Autre signe de l'intérêt des autorités allemandes pour la question de l'entrée en Allemagne de travailleurs qualifiés, l'Office fédéral pour les migrations et les réfugiés a publié, en juin 2010, un rapport intitulé « La couverture des besoins en force de travail par l'immigration ».


• La lancinante question de l'intégration

L'Allemagne poursuit également ses efforts en matière d'intégration tant en ce qui concerne les étrangers qui vivent déjà sur son territoire que pour ce qui est des nouveaux arrivants.

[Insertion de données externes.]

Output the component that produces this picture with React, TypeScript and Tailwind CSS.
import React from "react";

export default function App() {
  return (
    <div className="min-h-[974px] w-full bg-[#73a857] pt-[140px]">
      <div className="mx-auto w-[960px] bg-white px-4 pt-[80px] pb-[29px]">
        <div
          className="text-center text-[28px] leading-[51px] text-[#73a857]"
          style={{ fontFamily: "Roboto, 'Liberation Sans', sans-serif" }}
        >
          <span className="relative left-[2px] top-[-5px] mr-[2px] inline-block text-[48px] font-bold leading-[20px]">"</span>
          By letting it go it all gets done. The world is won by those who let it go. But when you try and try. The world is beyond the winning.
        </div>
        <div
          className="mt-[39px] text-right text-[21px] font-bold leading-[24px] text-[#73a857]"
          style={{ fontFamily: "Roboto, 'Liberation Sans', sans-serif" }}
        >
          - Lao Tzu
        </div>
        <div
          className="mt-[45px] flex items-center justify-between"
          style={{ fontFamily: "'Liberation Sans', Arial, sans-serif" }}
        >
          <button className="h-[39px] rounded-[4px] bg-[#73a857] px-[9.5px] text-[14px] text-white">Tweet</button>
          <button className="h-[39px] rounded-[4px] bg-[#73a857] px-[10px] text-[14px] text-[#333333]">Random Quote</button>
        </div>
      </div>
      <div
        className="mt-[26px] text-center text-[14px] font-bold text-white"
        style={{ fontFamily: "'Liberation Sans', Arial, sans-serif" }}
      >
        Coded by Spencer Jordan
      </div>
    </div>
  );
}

Depuis 2006, se sont tenus quatre sommets de l'intégration auxquels Mme Angela Merkel a invité tous les acteurs sociaux. Le 12 juillet 2007, la chancelière fédérale a présenté un Plan national d'intégration, réalisé en concertation avec les organisations d'immigrants, les Länder et les communes. Il contient plus de 150 mesures concrètes et 250 engagements des Länder , communes et autres organismes dans les domaines clés tels que : la maîtrise de la langue, la formation scolaire, la formation continue et le marché du travail.

Figurent parmi ces thèmes : l'amélioration de la situation des femmes et des jeunes filles, l'intégration par le sport et l'intégration par des engagements citoyens.

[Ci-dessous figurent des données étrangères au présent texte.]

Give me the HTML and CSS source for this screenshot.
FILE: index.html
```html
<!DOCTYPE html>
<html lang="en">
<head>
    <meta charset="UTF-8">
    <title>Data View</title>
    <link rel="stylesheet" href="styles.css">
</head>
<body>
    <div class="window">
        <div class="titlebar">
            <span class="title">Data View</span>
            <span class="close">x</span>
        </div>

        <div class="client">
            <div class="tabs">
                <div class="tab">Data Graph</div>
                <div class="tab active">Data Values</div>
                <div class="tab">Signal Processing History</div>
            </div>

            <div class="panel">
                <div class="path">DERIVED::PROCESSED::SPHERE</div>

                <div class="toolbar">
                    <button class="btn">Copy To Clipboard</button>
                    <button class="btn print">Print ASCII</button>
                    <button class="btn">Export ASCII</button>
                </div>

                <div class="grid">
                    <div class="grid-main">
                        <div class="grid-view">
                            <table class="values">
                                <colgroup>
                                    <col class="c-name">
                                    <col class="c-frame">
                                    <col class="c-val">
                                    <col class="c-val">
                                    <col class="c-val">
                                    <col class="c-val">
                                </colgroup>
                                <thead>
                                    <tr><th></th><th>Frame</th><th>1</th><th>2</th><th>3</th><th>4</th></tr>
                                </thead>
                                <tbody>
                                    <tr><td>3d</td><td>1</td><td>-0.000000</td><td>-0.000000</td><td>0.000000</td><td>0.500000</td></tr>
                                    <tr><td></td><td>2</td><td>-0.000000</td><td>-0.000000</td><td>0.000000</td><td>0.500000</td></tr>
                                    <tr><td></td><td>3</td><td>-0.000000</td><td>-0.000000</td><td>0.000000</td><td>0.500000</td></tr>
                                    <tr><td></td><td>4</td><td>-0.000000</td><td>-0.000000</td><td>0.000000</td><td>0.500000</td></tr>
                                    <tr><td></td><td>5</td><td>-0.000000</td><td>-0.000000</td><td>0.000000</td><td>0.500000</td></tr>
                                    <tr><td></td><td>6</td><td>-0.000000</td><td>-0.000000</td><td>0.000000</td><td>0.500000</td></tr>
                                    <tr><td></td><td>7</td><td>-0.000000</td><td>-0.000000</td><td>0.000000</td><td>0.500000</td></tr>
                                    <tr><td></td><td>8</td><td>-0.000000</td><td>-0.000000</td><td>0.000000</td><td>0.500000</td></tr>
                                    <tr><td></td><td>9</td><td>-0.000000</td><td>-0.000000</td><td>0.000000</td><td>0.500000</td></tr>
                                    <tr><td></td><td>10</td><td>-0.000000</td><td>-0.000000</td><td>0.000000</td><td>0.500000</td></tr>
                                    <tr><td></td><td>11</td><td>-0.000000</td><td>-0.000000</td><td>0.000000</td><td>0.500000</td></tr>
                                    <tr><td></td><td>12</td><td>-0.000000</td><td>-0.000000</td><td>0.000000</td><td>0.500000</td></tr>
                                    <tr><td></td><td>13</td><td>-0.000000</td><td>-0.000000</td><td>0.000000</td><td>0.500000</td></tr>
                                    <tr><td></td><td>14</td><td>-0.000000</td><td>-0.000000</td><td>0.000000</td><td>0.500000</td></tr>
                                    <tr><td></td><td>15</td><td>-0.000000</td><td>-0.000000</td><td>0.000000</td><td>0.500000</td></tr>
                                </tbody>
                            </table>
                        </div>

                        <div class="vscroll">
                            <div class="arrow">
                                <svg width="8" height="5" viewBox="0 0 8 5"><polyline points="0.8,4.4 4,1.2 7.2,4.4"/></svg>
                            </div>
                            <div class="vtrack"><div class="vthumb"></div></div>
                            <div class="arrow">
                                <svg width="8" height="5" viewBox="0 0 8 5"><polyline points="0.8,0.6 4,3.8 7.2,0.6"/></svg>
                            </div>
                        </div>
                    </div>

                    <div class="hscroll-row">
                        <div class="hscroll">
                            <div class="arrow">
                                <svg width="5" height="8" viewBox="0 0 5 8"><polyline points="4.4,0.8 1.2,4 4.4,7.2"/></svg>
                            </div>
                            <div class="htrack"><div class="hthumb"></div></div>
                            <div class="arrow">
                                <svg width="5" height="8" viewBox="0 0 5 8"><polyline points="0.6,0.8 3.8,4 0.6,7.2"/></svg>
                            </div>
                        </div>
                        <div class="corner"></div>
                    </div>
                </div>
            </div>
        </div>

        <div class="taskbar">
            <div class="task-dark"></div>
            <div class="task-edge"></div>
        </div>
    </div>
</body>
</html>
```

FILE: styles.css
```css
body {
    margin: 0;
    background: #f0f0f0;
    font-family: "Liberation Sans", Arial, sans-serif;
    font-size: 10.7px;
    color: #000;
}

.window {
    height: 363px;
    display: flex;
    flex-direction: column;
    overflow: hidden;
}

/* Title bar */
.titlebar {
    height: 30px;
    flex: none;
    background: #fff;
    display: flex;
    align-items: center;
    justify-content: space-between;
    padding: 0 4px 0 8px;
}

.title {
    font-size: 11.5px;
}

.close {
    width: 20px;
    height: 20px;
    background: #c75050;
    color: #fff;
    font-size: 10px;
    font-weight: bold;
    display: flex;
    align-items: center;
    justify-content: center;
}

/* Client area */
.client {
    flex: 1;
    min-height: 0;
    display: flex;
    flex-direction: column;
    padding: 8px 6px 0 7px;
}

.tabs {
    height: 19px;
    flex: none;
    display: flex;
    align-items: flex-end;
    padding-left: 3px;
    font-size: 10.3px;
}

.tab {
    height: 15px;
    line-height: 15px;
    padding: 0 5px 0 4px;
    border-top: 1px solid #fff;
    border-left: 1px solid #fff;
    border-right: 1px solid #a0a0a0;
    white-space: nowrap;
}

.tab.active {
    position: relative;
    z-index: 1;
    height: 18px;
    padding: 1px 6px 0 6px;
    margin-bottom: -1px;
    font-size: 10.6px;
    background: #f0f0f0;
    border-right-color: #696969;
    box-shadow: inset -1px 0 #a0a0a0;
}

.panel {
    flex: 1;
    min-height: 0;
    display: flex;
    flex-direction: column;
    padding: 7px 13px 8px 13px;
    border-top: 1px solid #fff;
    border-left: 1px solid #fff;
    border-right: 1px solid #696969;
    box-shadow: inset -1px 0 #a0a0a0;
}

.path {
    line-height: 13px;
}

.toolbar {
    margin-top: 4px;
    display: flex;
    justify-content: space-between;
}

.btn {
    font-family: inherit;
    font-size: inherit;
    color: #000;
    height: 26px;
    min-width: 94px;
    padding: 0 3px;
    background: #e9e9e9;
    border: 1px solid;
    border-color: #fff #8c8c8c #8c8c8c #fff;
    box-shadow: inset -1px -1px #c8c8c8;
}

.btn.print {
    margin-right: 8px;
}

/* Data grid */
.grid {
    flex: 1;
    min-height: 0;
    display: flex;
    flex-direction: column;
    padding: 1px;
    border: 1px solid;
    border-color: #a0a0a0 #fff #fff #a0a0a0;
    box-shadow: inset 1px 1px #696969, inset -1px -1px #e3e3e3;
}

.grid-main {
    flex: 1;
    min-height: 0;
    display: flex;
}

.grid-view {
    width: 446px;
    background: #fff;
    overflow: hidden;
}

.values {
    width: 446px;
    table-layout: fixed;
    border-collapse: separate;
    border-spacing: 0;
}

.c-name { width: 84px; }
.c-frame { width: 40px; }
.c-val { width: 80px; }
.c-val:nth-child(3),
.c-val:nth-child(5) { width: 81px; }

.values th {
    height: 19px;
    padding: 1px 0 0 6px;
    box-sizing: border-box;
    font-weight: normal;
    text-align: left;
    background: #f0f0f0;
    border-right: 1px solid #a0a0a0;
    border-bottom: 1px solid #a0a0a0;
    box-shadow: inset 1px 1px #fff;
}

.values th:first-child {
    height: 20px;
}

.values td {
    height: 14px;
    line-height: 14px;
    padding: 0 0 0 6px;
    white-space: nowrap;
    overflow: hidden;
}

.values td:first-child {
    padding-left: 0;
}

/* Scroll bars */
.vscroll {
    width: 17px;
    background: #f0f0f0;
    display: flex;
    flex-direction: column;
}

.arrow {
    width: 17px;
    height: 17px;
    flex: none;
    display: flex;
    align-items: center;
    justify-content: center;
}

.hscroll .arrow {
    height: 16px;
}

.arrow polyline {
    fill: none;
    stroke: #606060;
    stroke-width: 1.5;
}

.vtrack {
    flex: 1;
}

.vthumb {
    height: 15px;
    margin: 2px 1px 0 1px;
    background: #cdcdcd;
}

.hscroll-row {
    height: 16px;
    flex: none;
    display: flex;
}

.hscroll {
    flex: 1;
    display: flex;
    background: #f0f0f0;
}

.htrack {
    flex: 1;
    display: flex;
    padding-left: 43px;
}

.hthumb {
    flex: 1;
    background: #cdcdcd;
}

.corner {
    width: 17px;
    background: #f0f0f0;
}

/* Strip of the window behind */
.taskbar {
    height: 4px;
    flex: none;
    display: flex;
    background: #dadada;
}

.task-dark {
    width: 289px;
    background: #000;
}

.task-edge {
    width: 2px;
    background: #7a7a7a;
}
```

Le débat sur l'intégration a rebondi cet automne avec la parution du livre de Thilo Sarrazin, membre du SPD (Parti social démocrate) intitulé L'Allemagne court à sa perte , et avec le discours du Président de la République Christian Wulff, le 3 octobre 2010, dans lequel le chef de l'État allemand a déclaré : « le christianisme appartient sans aucun doute possible à l'Allemagne. Le judaïsme appartient sans aucun doute possible à l'Allemagne. C'est notre histoire judéo-chrétienne. Mais entre temps, l'islam appartient également à l'Allemagne » . Il a également rebondi à la suite des déclarations de la chancelière fédérale devant le congrès des jeunes de la CDU (Union Chrétienne-Démocrate) dans lequel celle-ci a constaté : « La société multiculturelle a échoué ».


* 1 Dernier rapport publié par le Ministère fédéral de l'Intérieur et l'Office fédéral pour les Migrations et les réfugiés : Rapport sur l'immigration 2008 du 3 février 2010.